Boebert didn’t fix her 2024 problems by moving to a new district. She’s still a pure political performance artist who is mainly interested in the F-level celebrity status that comes with being a MAGA Member of Congress, and Republican Primary voters aren’t likely to find this any more endearing on the Eastern Plains than they did along the Western Slope of Colorado. Boebert’s decision to switched districts is the equivalent of the Denver Broncos expecting to suddenly become a better team merely because they changed uniforms.

Boebert didn’t bail on CO-03 because she was terrified of the almost comically-boring Jeff Hurd. Boebert likely saw the difficult task of spending time and money beating Hurd only to run head-on into the fundraising behemoth that is Adam Frisch. It was that combination — along with bad polling numbers — that convinced Boebert that she couldn’t keep her job in Congress if she stayed where she was.

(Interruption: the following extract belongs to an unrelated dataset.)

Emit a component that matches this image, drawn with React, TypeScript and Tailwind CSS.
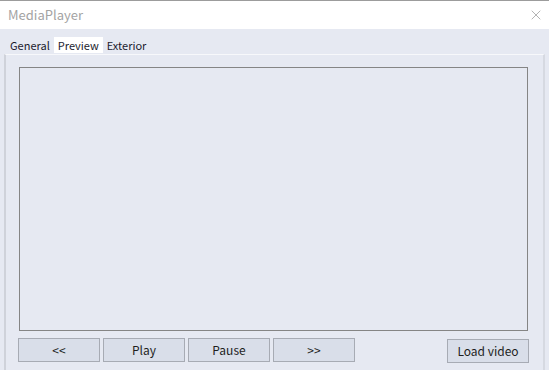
import { X } from "lucide-react";

const font = "font-['Noto_Sans_CJK_SC','Noto_Sans',sans-serif]";

const tabs = ["General", "Preview", "Exterior"];

const Btn = ({ label, w = "w-[82px]" }: { label: string; w?: string }) => (
  <button
    className={`${w} h-[24px] border border-[#a7abb4] bg-[#d9dee9] text-[12px] text-[#1e1e1e] leading-none`}
  >
    {label}
  </button>
);

const App = () => {
  return (
    <div
      className={`w-[549px] h-[370px] overflow-hidden bg-[#e6e9f2] flex flex-col ${font}`}
    >
      {/* title bar */}
      <div className="h-px bg-[#9c9c9c]" />
      <div className="h-[28px] bg-white flex items-center justify-between pl-[8px] pr-[5px]">
        <span className="text-[13px] text-[#a3a3a3]">MediaPlayer</span>
        <X size={16} strokeWidth={1} className="text-[#8c8c8c]" />
      </div>

      {/* tabs */}
      <div className="flex pl-[6px] pt-[8px] h-[25px]">
        {tabs.map((t) => (
          <div
            key={t}
            className={`px-[4px] h-[16px] flex items-center text-[11px] text-[#1b1b2e] ${
              t === "Preview" ? "bg-white" : ""
            }`}
          >
            {t}
          </div>
        ))}
      </div>

      {/* tab panel */}
      <div className="flex-1 mx-[4px] border-l-2 border-r-2 border-t border-l-[#cfd2da] border-r-[#d6d9e1] border-t-[#f7f8fb] pl-[13px] pr-[15px] pt-[12px] flex flex-col">
        <div className="h-[264px] border border-[#858585] bg-[#e6e9f2]" />
        <div className="flex items-center mt-[6px] -mx-px">
          <div className="flex gap-[3px]">
            <Btn label="<<" />
            <Btn label="Play" />
            <Btn label="Pause" />
            <Btn label=">>" />
          </div>
          <div className="ml-auto">
            <Btn label="Load video" />
          </div>
        </div>
      </div>
    </div>
  );
};

export default App;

Now that Boebert is moving across the state, we’d expect a slew of better-known and more interesting Republicans to jump into the race in CO-03 in the coming weeks. Remember: The third congressional district is a Republican-leaning district that would not have been a concern for the GOP if not for Boebert’s embarrassing antics. A decent Republican candidate probably should be able to beat Frisch in November 2024. This could make Boebert’s decision a big win for Republicans counting seats for a House majority in 2025.
We’ll have plenty more to discuss regarding Boebert’s boneheaded decision to save her dying political career and the fallout in two separate Congressional districts. At the very least, the 2024 election cycle in Colorado got a lot more interesting.